Aux filles (et au fils) du temps
Mention : Sobrement touchant
L'histoire d'Alice Howland est singulière. La maladie qui la frappe est peu commune pour une femme de son âge, mais le combat qu'elle mène est très universel. Deux hantises lui viennent dans ce bouleversement. Alice est préoccupée par la soudaine fragilité de ses souvenirs. Elle prend conscience de leurs importances, et à quel point ils conduisent notre vie. La mémoire est quelque chose de fascinant et donne en partie un sens à nos vies. Le film transmet cela avec une grande justesse. Alice est tourmentée par la question de ce qu'il restera de son existence. Elle veux partir avec dignité, mais surtout en laissant l'image de celle qu'elle a toujours été.

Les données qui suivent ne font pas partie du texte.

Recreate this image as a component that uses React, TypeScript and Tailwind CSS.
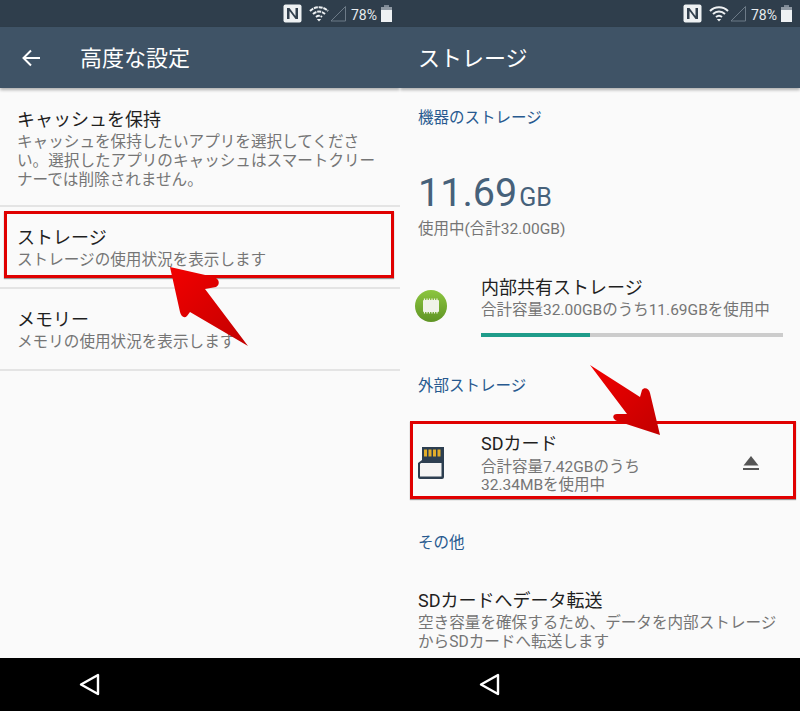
import React from "react";

const font = { fontFamily: 'Roboto, "Noto Sans CJK JP", sans-serif' };

function StatusBar({ dim }: { dim?: boolean }) {
  return (
    <div className="h-[27px] bg-[#2f3e4c] flex items-center justify-end pr-[8px] text-[#e8ecef]">
      <svg width="19" height="19" viewBox="0 0 19 19" className="mr-[7px]">
        <rect x="0.500" y="0.500" width="18" height="18" rx="2" fill="#eef1f3" />
        <path d="M4 15V4h2.500l6 8V4H15v11h-2.500l-6-8v8z" fill="#33414f" />
      </svg>
      <svg width="20" height="17" viewBox="0 0 20 17" className="mr-[1px]">
        <path d="M1 6c5-5 13-5 18 0M4 9c3.500-3.300 8.500-3.300 12 0M7 12c1.800-1.500 4.200-1.500 6 0" stroke="#eef1f3" strokeWidth="2" fill="none" strokeDasharray={dim ? "4 0.800" : undefined} />
        <path d="M7.800 14l2.200 2.500 2.200-2.500z" fill="#eef1f3" />
      </svg>
      <svg width="16" height="17" viewBox="0 0 16 17" className="mr-[5px]">
        <path d="M1 16L15.500 1.500V16z" stroke="#6c7a87" strokeWidth="1" fill="none" />
      </svg>
      <span className="text-[14px] leading-none mr-[4px] mt-[2px]">78%</span>
      <svg width="11" height="17" viewBox="0 0 11 17">
        <rect x="3" y="0" width="5" height="2" fill="#7d8894" />
        <rect x="0" y="2" width="11" height="3" fill="#8f99a3" />
        <rect x="0" y="5" width="11" height="12" fill="#eef1f3" />
      </svg>
    </div>
  );
}

function Item({ title, lines, className = "" }: { title: string; lines: string[]; className?: string }) {
  return (
    <div className={`pr-[10px] ${className}`}>
      <div className="text-[18px] leading-[24px] text-[#1f1f1f]">{title}</div>
      <div className="mt-[1px]">
        {lines.map((l) => (
          <div key={l} className="text-[15.600px] leading-[19px] text-[#757575] whitespace-nowrap">{l}</div>
        ))}
      </div>
    </div>
  );
}

function Divider() {
  return <div className="h-[2px] bg-[#e4e4e4]" />;
}

function Heading({ children, className = "" }: { children: React.ReactNode; className?: string }) {
  return <div className={`px-[18px] text-[15.500px] leading-[20px] text-[#27598f] ${className}`}>{children}</div>;
}

function NavBar() {
  return (
    <div className="h-[53px] bg-black flex items-center pl-[79px] shrink-0">
      <svg width="21" height="23" viewBox="0 0 21 23">
        <path d="M19 2v19L2 11.500z" stroke="#fff" strokeWidth="2.400" fill="none" strokeLinejoin="round" />
      </svg>
    </div>
  );
}

function ChipIcon() {
  return (
    <svg width="32" height="32" viewBox="0 0 32 32">
      <defs>
        <linearGradient id="chipGreen" x1="0" y1="0" x2="0" y2="1">
          <stop offset="0" stopColor="#8cc63f" />
          <stop offset="1" stopColor="#5f9424" />
        </linearGradient>
      </defs>
      <circle cx="16" cy="16" r="16" fill="url(#chipGreen)" />
      <rect x="8" y="10" width="16" height="12" rx="1" fill="#f0f3e8" />
      <path d="M9.500 8.500v2M12 8.500v2M14.500 8.500v2M17 8.500v2M19.500 8.500v2M22 8.500v2M9.500 21.500v2M12 21.500v2M14.500 21.500v2M17 21.500v2M19.500 21.500v2M22 21.500v2" stroke="#f0f3e8" strokeWidth="1.200" />
    </svg>
  );
}

function SdIcon() {
  return (
    <svg width="26" height="32" viewBox="0 0 26 32">
      <path d="M4 0h22v30a2 2 0 0 1-2 2H2a2 2 0 0 1-2-2V16l4-3z" fill="#2c3e50" />
      <path d="M6 2.500h3v7H6zM10.500 2.500h3v7h-3zM15 2.500h3v7h-3zM19.500 2.500h3v7h-3z" fill="#e2ad2a" />
      <path d="M3 16h20.500v13.500H2V17z" fill="#f4f4f4" />
    </svg>
  );
}

function Arrow({ className, d, id }: { className: string; d: string; id: string }) {
  return (
    <svg className={className} viewBox="0 0 90 90" width="90" height="90">
      <defs>
        <linearGradient id={id} x1="0" y1="0" x2="1" y2="1">
          <stop offset="0" stopColor="#f20000" />
          <stop offset="1" stopColor="#c20000" />
        </linearGradient>
      </defs>
      <path d={d} fill={`url(#${id})`} />
    </svg>
  );
}

const toolbar = "h-[61px] shrink-0 bg-[#3f5366] flex items-center text-white shadow-[0_2px_3px_rgba(0,0,0,0.3)] z-10 pt-[3px]";

export default function App() {
  return (
    <div className="relative w-[800px] h-[711px] flex overflow-hidden bg-[#fafafa]" style={font}>
      {/* Left screen */}
      <div className="w-[400px] h-full flex flex-col overflow-hidden">
        <StatusBar dim />
        <div className={toolbar}>
          <svg width="20" height="18" viewBox="0 0 20 18" className="ml-[21px] mb-[3px]">
            <path d="M19 9H2.500M10 1.500L2.500 9l7.500 7.500" stroke="#fff" strokeWidth="2" fill="none" />
          </svg>
          <span className="ml-[39px] text-[22px] leading-none">高度な設定</span>
        </div>
        <div className="flex-1 bg-[#fafafa]">
          <Item
            className="pl-[17px] pt-[20px] h-[117px]"
            title="キャッシュを保持"
            lines={["キャッシュを保持したいアプリを選択してくださ", "い。選択したアプリのキャッシュはスマートクリー", "ナーでは削除されません。"]}
          />
          <Divider />
          <Item className="pl-[17px] pt-[19px] h-[80px]" title="ストレージ" lines={["ストレージの使用状況を表示します"]} />
          <Divider />
          <Item className="pl-[17px] pt-[19px] h-[80px]" title="メモリー" lines={["メモリの使用状況を表示します"]} />
          <Divider />
        </div>
        <NavBar />
      </div>

      {/* Right screen */}
      <div className="w-[400px] h-full flex flex-col overflow-hidden">
        <StatusBar />
        <div className={toolbar}>
          <span className="ml-[18px] text-[22px] leading-none">ストレージ</span>
        </div>
        <div className="flex-1 bg-[#fafafa] overflow-hidden">
          <Heading className="pt-[20px]">機器のストレージ</Heading>
          <div className="px-[18px] mt-[43px] flex items-baseline text-[#46617a] leading-[44px]">
            <span className="text-[39.500px]">11.69</span>
            <span className="text-[25px] ml-[2px]">GB</span>
          </div>
          <div className="px-[18px] text-[15.500px] leading-[20px] mt-[-1px] text-[#757575]">使用中(合計32.00GB)</div>
          <div className="mt-[37px] flex">
            <div className="pl-[15px] w-[81px] pt-[14px]">
              <ChipIcon />
            </div>
            <div className="w-[302px]">
              <div className="text-[18px] leading-[24px] text-[#1f1f1f]">内部共有ストレージ</div>
              <div className="text-[15.500px] leading-[20px] text-[#757575] whitespace-nowrap">合計容量32.00GBのうち11.69GBを使用中</div>
              <div className="mt-[13px] h-[4px] bg-[#cccccc]">
                <div className="h-full w-[36%] bg-[#1f9c8a]" />
              </div>
            </div>
          </div>
          <Heading className="mt-[39px]">外部ストレージ</Heading>
          <div className="mt-[36px] flex items-start h-[60px]">
            <div className="pl-[18px] w-[81px] pt-[15px]">
              <SdIcon />
            </div>
            <div className="flex-1">
              <div className="text-[18px] leading-[24px] text-[#1f1f1f]">SDカード</div>
              <div className="text-[15.500px] leading-[18px] mt-[2px] text-[#757575]">合計容量7.42GBのうち</div>
              <div className="text-[15.500px] leading-[18px] text-[#757575]">32.34MBを使用中</div>
            </div>
            <svg width="18" height="16" viewBox="0 0 18 16" className="mr-[40px] mt-[23px]">
              <path d="M9 1l7.500 9.500h-15z" fill="#555" />
              <rect x="1" y="13" width="16" height="2" fill="#555" />
            </svg>
          </div>
          <Heading className="mt-[41px]">その他</Heading>
          <Item
            className="pl-[18px] mt-[36px]"
            title="SDカードへデータ転送"
            lines={["空き容量を確保するため、データを内部ストレージ", "からSDカードへ転送します"]}
          />
        </div>
        <NavBar />
      </div>

      {/* Annotations */}
      <div className="absolute left-[4px] top-[211px] w-[390px] h-[67px] border-[3px] border-[#e00000] shadow-[0_1px_1px_rgba(0,0,0,0.4)] pointer-events-none" />
      <div className="absolute left-[410px] top-[421px] w-[386px] h-[78px] border-[3px] border-[#e00000] shadow-[0_1px_1px_rgba(0,0,0,0.4)] pointer-events-none" />
      <Arrow
        id="arrowA"
        className="absolute left-[166px] top-[263px]"
        d="M4 4L48 14C54 16 54 22 50 24L39 26L82 83L24 49L21 53C18 56 15 53 14 49z"
      />
      <Arrow
        id="arrowB"
        className="absolute left-[586px] top-[361px]"
        d="M4 4L54 36L56 29C58 26 63 27 64 32L74 74L31 60C26 58 26 53 31 53L41 53z"
      />
    </div>
  );
}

En somme, "Still Alice" pose la questions de ce qu'il subsiste après le trépas.
Julianne Moore nourrit parfaitement cette dimension profondément humaine du récit. Elle dirige avec parfaitement l'évolution fatidique de son personnage. Au départ Alice est une maman pétillante et rajeunie, mais aussi une professeur brillante. Progressivement Alice devient une mamie (littéralement d'ailleurs) désemparée, elle fait de plus en plus peine à voir.

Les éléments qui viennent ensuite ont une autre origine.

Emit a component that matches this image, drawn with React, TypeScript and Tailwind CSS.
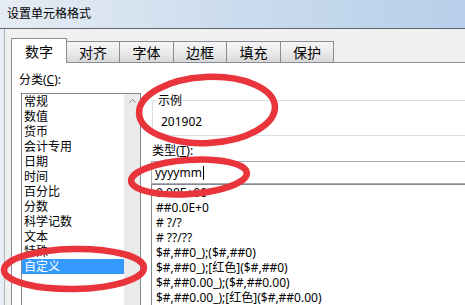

La mise en scène évite de tomber dans le larmoyant et reste relativement sobre. Les décors et le son créent une ambiance feutrée qui n'est pas déplaisante. Le cadre visuel est toujours très délicat. Campus, foyer familial, maison de repos, tout est relativement rassurant et confiné. Les violons ne sont ni stridents ni lacrymales, mais chaperonnent le récit.
Le scénario est trop précisément orchestré, on sent les ficelles tirer chaque scène. Des scènes qui s'enchainent maladroitement et qui donnent un ensemble de récit très apprêté.
Autour du personnage de Julianne Moore, l'entourage est saisissant. Au second plan les rôles nourrissent le récit par leurs personnalités distinctes. Ils frisent tous le cliché, mais c'est un portrait relativement figuratif. Alec Baldwyn est au départ un mari absent qui deviendra carrément fuyant face à la maladie de sa femme. Au contraire de leur cadette (Kristen Stewart) qui revient peu à peu vers le nid familial dont elle s'était éloignée. Le dialogue qu'elle a avec sa mère, sur ses choix professionnels et sa vie d'artiste, est gavé de poncifs. Le Dr Alice Howland est d'un coup moins brillant qu'elle n'y paraît. Kristen Stewart n'est pas géniale, elle abuse encore de sa moue, mais elle a le beau rôle. Au contraire de sa sœur, l'ainée (Kate Bosworth) est très guindée. Elle se montre très proche de sa mère et plutôt avenante, pourtant elle semble garder une certaine distance, au contraire de Lydia (peut-être est-ce ça que le fil rouge du Scrabble raconte ?). La proximité entre Anna et sa mère se fait surtout dans leur ressemblance. On voit l'avenir de l'une dans le passé de l'autre et vice-versa. Alice et Lydia cherchent d'avantage à se comprendre et se soutenir. Enfin il y a le fils que toutes rêveraient d'avoir, Tom aka Hunter Parrish (Weeds) est classe, serviable et modeste.
Grâce à une certaine légèreté, "Still Alice" montre avec finesse une vie suspendue au temps. Récit émouvant entrainé par des ficelles qui, elles en revanche, manquent de finesse.